Wer heute die Morgennachrichten verfolgt hat, dem blieb möglicherweise das Gipfeli im Mund stecken: 54 Milliarden Franken Gewinn hat die Schweizerische Nationalbank (SNB) im vergangenen Jahr erzielt. In Worten: Vierundfünfzig Milliarden! Das lässt selbst das renommierte «Wall Street Journal» aufhorchen:
«Der Profit ist grotesk gross», schreibt das Finanzblatt. «Das ist mehr, als Apple in einem Jahr verdient, und mehr als JPMorgan Chase und Berkshire Hathaway Inc. (die Holding von Warren Buffett, Anm. d. Red.) zusammen. Bei ihnen handelt es sich um globale Konzerne. Die SNB hat gerade mal 800 Mitarbeiter.»
Auch die deutsche Zeitung «Welt» staunt: «Die Schweizer Notenbank macht das, wovon alle träumen. Sie schafft Milliardengewinne praktisch aus dem Nichts.»
Thomas Jordan ist jedoch kein Finanzgenie, auch kein stabiles. Er hat diese Performance unfreiwillig erzielt. Der Job des SNB-Präsidenten besteht darin, den Wechselkurs des Frankens in einem vernünftigen Rahmen zu halten, die Rendite ist dabei zweitrangig. Die Anlagepolitik der SNB ist deshalb stockkonservativ: Sie kauft sichere Obligationen, hat einen hohen Goldbestand und kauft Aktien nur von der sichersten Sorte.
Genau das war im vergangenen Jahr die Zauberformel: Die Obligationen haben wegen der tiefen Zinsen nicht an Wert verloren und der Goldschatz hat rund drei Milliarden Franken abgeworfen. Den grossen Reibach hat die SNB jedoch mit den Aktien erzielt. Dank Apple, Microsoft & Co. hat die SNB dumm und dämlich Geld verdient. Die SNB hält beispielsweise Apple-Aktien für rund drei Milliarden Dollar.
Zum guten Portfolio gesellt sich noch das Wechselkurs-Glück. Die SNB hat in den letzten drei Jahren rund 200 Milliarden Franken am Devisenmarkt investiert mit dem Ziel, den Franken nicht noch stärker werden zu lassen. Ein grosser Teil dieser Investitionen erfolgte in Euro, denn Euroland ist unser wichtigster Handelspartner.

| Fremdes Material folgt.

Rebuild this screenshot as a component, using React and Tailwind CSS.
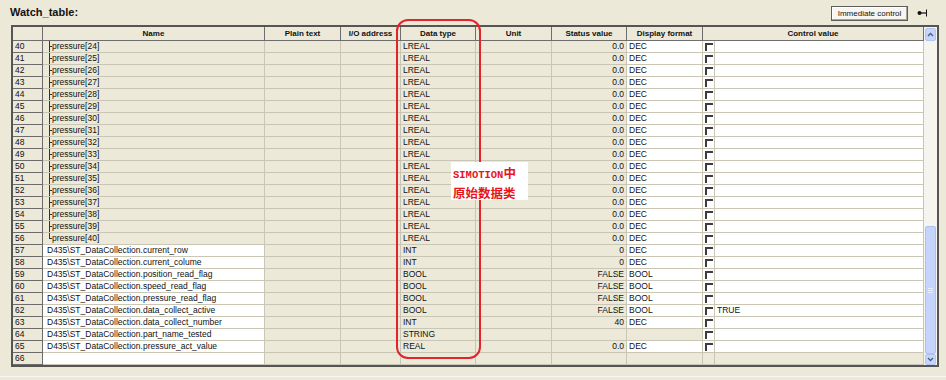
import React from "react";

const rows = [];
for (let i = 0; i <= 16; i++) {
  rows.push({
    n: 40 + i,
    name: `pressure[${24 + i}]`,
    tree: i === 16 ? "last" : "mid",
    type: "LREAL",
    status: "0.0",
    fmt: "DEC",
  });
}
const base = "D435\\ST_DataCollection.";
[
  ["current_row", "INT", "0", "DEC"],
  ["current_colume", "INT", "0", "DEC"],
  ["position_read_flag", "BOOL", "FALSE", "BOOL"],
  ["speed_read_flag", "BOOL", "FALSE", "BOOL"],
  ["pressure_read_flag", "BOOL", "FALSE", "BOOL"],
  ["data_collect_active", "BOOL", "FALSE", "BOOL", "TRUE"],
  ["data_collect_number", "INT", "40", "DEC"],
  ["part_name_tested", "STRING", "", ""],
  ["pressure_act_value", "REAL", "0.0", "DEC"],
].forEach(([name, type, status, fmt, ctrl], i) => {
  rows.push({ n: 57 + i, name: base + name, type, status, fmt, ctrl });
});
rows.push({ n: 66, name: "", type: "", status: "", fmt: "", empty: true });

const cell = "h-full shrink-0 border-r border-b border-[#c9c6b6] overflow-hidden whitespace-nowrap leading-[11px]";

function Row({ r }) {
  return (
    <div className="flex h-[12px]">
      <div className="w-[30px] h-full shrink-0 border-r border-b border-[#6b6b6b] bg-[#ece9d8] pl-[2px] leading-[11px]">
        {r.n}
      </div>
      <div className={`${cell} w-[222px] relative ${r.tree ? "bg-[#ece9d8] pl-[9px]" : "bg-white pl-[4px]"}`}>
        {r.tree && (
          <>
            <span
              className={`absolute left-[6px] top-0 w-px bg-[#333] ${r.tree === "last" ? "h-[6px]" : "bottom-[-1px]"}`}
            />
            <span className="absolute left-[6px] top-[5px] w-[3px] h-px bg-[#333]" />
          </>
        )}
        {r.name}
      </div>
      <div className={`${cell} w-[76px] bg-[#ece9d8]`} />
      <div className={`${cell} w-[60px] bg-[#ece9d8]`} />
      <div className={`${cell} w-[75px] bg-[#ece9d8] pl-[2px]`}>{r.type}</div>
      <div className={`${cell} w-[76px] bg-[#ece9d8]`} />
      <div className={`${cell} w-[75px] bg-[#ece9d8] pr-[2px] text-right`}>{r.status}</div>
      <div className={`${cell} w-[76px] pl-[2px] ${r.fmt ? "bg-white" : "bg-[#ece9d8]"}`}>{r.fmt}</div>
      <div className={`${cell} w-[12px] ${r.empty ? "bg-[#ece9d8]" : "bg-white"}`}>
        {!r.empty && (
          <div className="ml-[2px] mt-[2px] w-[8px] h-[8px] border-t-2 border-l-2 border-[#3c3c3c]" />
        )}
      </div>
      <div className={`${cell} w-[209px] pl-[2px] ${r.empty ? "bg-[#ece9d8]" : "bg-white"}`}>{r.ctrl}</div>
    </div>
  );
}

const head = "h-full shrink-0 border-r border-b border-[#6e6e6e] bg-[#ece9d8] font-bold text-[8px] leading-[13px] text-center";

export default function App() {
  return (
    <div
      className="relative w-[946px] h-[380px] overflow-hidden bg-[#ece9d8] text-[#111] text-[8.5px]"
      style={{ fontFamily: '"Liberation Sans", Arial, sans-serif' }}
    >
      <div className="flex h-[25px]">
        <div className="pl-[10px] pt-[6px] text-[11px] leading-[13px] font-bold">Watch_table:</div>
        <div className="ml-auto mt-[6px] w-[77px] h-[15px] border border-[#5d5d5d] bg-[#f6f5f0] shadow-[inset_-1px_-1px_0_#a8a69a,inset_1px_1px_0_#fff] text-[8px] leading-[13px] text-center">
          Immediate control
        </div>
        <div className="w-[28px] flex justify-center pt-[9px]">
          <svg width="11" height="8" viewBox="0 0 11 8">
            <circle cx="2.5" cy="4" r="2" fill="#111" />
            <line x1="3" y1="4" x2="9" y2="4" stroke="#111" strokeWidth="1.2" />
            <line x1="9.5" y1="0.5" x2="9.5" y2="7.5" stroke="#111" strokeWidth="1" />
          </svg>
        </div>
        <div className="w-[10px]" />
      </div>

      <div className="ml-[11px] w-[928px] h-[342px] border-2 border-[#555] flex">
        <div className="w-[911px] flex flex-col">
          <div className="flex h-[14px]">
            <div className={`${head} w-[30px]`} />
            <div className={`${head} w-[222px]`}>Name</div>
            <div className={`${head} w-[76px]`}>Plain text</div>
            <div className={`${head} w-[60px]`}>I/O address</div>
            <div className={`${head} w-[75px]`}>Data type</div>
            <div className={`${head} w-[76px]`}>Unit</div>
            <div className={`${head} w-[75px]`}>Status value</div>
            <div className={`${head} w-[76px]`}>Display format</div>
            <div className={`${head} w-[221px]`}>Control value</div>
          </div>
          {rows.map((r) => (
            <Row key={r.n} r={r} />
          ))}
        </div>
        <div className="w-[13px] flex flex-col bg-[#f5f4ef]">
          <div className="h-[13px] mx-px mt-px bg-[#c6d5fb] border border-[#b3c5ef] rounded-[2px] flex items-center justify-center">
            <svg width="7" height="5" viewBox="0 0 7 5">
              <path d="M1 4 L3.5 1.5 L6 4" fill="none" stroke="#4b5f86" strokeWidth="1.4" />
            </svg>
          </div>
          <div className="h-[185px]" />
          <div className="h-[128px] mx-px bg-[#c4d4fc] border border-[#aec2ee] rounded-[2px] flex flex-col items-center justify-center gap-[1px]">
            <div className="w-[5px] h-px bg-[#e6edfe]" />
            <div className="w-[5px] h-px bg-[#e6edfe]" />
            <div className="w-[5px] h-px bg-[#e6edfe]" />
          </div>
          <div className="h-[11px] mx-px bg-[#c6d5fb] border border-[#b3c5ef] rounded-[2px] flex items-center justify-center">
            <svg width="7" height="5" viewBox="0 0 7 5">
              <path d="M1 1 L3.5 3.5 L6 1" fill="none" stroke="#4b5f86" strokeWidth="1.4" />
            </svg>
          </div>
        </div>
      </div>
      <div className="h-[10px] border-b border-[#f7f6f0]" />

      {/* annotation */}
      <div className="absolute left-[396px] top-[19px] w-[85px] h-[340px] border-2 border-[#e3242b] rounded-[12px]" />
      <div
        className="absolute left-[451px] top-[162px] w-[77px] h-[38px] bg-white pl-[2px] pt-[2px] text-[#e8141a] font-bold leading-[17px]"
        style={{ fontFamily: '"Noto Sans CJK SC", sans-serif' }}
      >
        <div className="text-[12.5px]">
          <span className="text-[10.5px]" style={{ fontFamily: '"Liberation Mono", monospace' }}>
            SIMOTION
          </span>
          中
        </div>
        <div className="text-[12.5px]">原始数据类</div>
      </div>
    </div>
  );
}
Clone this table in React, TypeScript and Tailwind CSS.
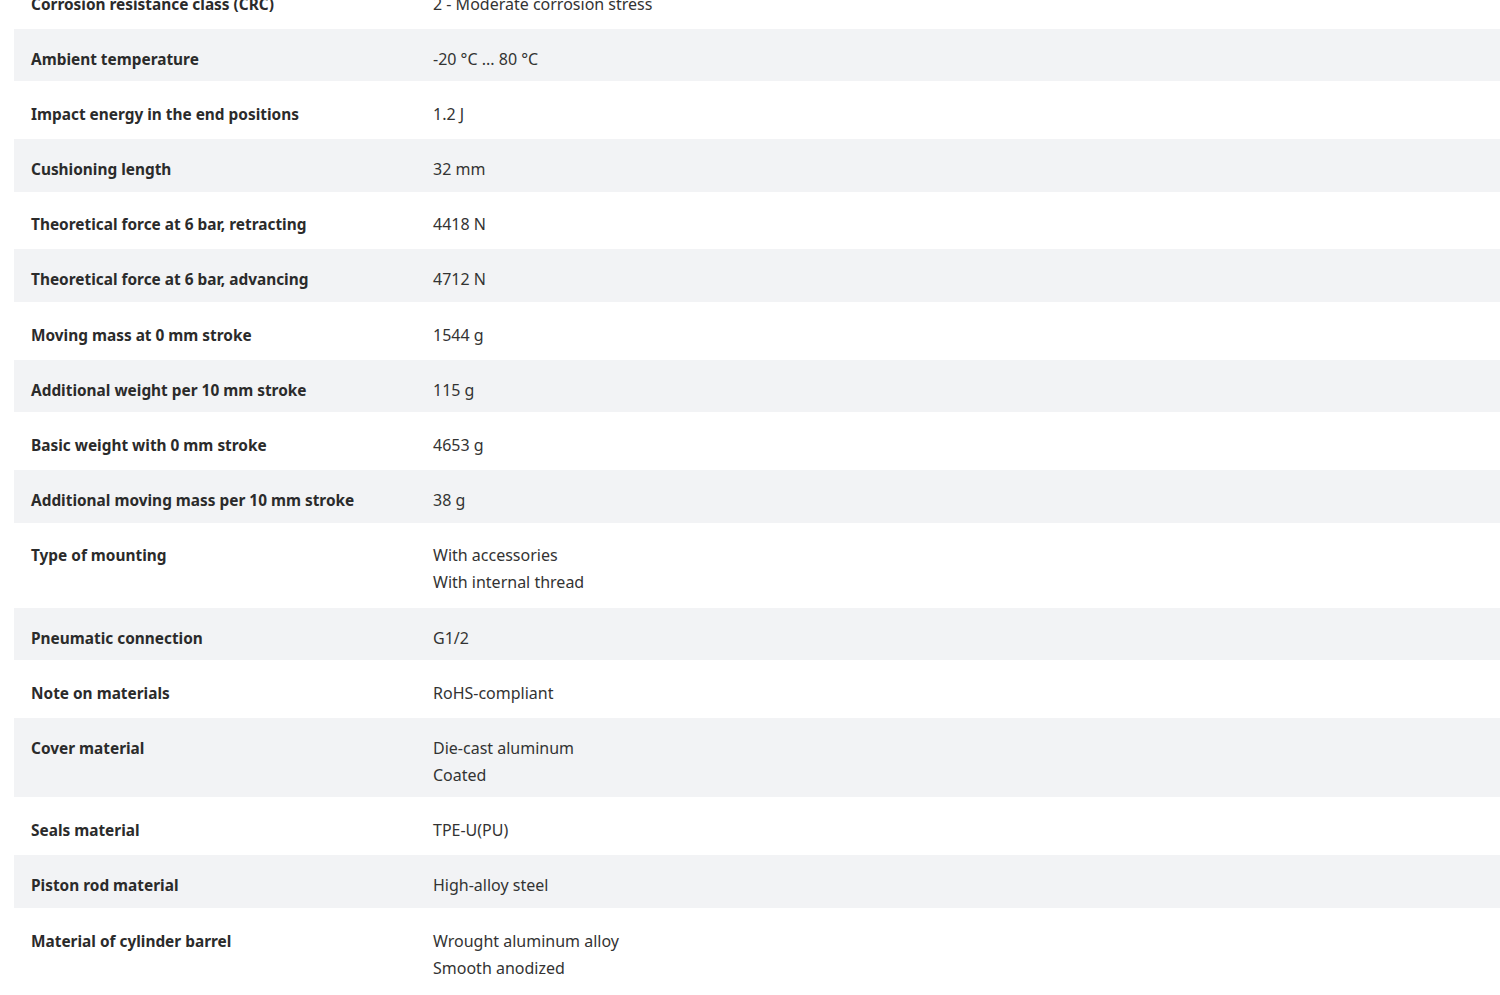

Weil nun auch die europäische Wirtschaft angesprungen ist, legt auch der Euro langsam wieder an Muskeln zu – und beschert so der SNB einen unverhofften Windfall-Gewinn.
Was soll die SNB mit ihrem Riesengewinn machen? Dazu muss man wissen, dass sie in den letzten Jahren ihre Bilanz massiv verlängert hat, will heissen: Derzeit beträgt die Bilanzsumme rund 800 Milliarden Franken. Zum Vergleich: 2016 betrug das Bruttoinlandprodukt der Schweiz rund 660 Milliarden Franken.
Für eine kleine Volkswirtschaft wie die Schweiz ist dies viel zu viel. Jordan wird daher alles daran setzen, diese Bilanz wieder schrumpfen zu lassen, denn das Risiko ist viel zu gross. Zur Erinnerung: 2015 hat die SNB einen Verlust von 23 Milliarden Franken verbucht.
Problemlos kann die SNB ihren Verpflichtungen gegenüber den Aktionären – hauptsächlich die Kantone – nachkommen und jährlich 1,5 Milliarden Franken ausschütten. Dazu hat sie sich bis 2020 verpflichtet. Im Übrigen will die Bank fünf Milliarden Franken auf die Seite legen, um Wechselkursschwankungen aufzufangen. Der Rest soll für schlechte Zeiten auf die Seite gelegt werden.
Ob die SNB dies durchsetzen kann, wird sich weisen. Der Rekordgewinn wird wahrscheinlich Begehrlichkeiten aller Art wecken. Die SNB wird sich gegen politische Attacken wappnen müssen. Thomas Jordan kann dem mit breiter Brust entgegentreten – und seiner stockkonservativen Anlagepolitik treu bleiben.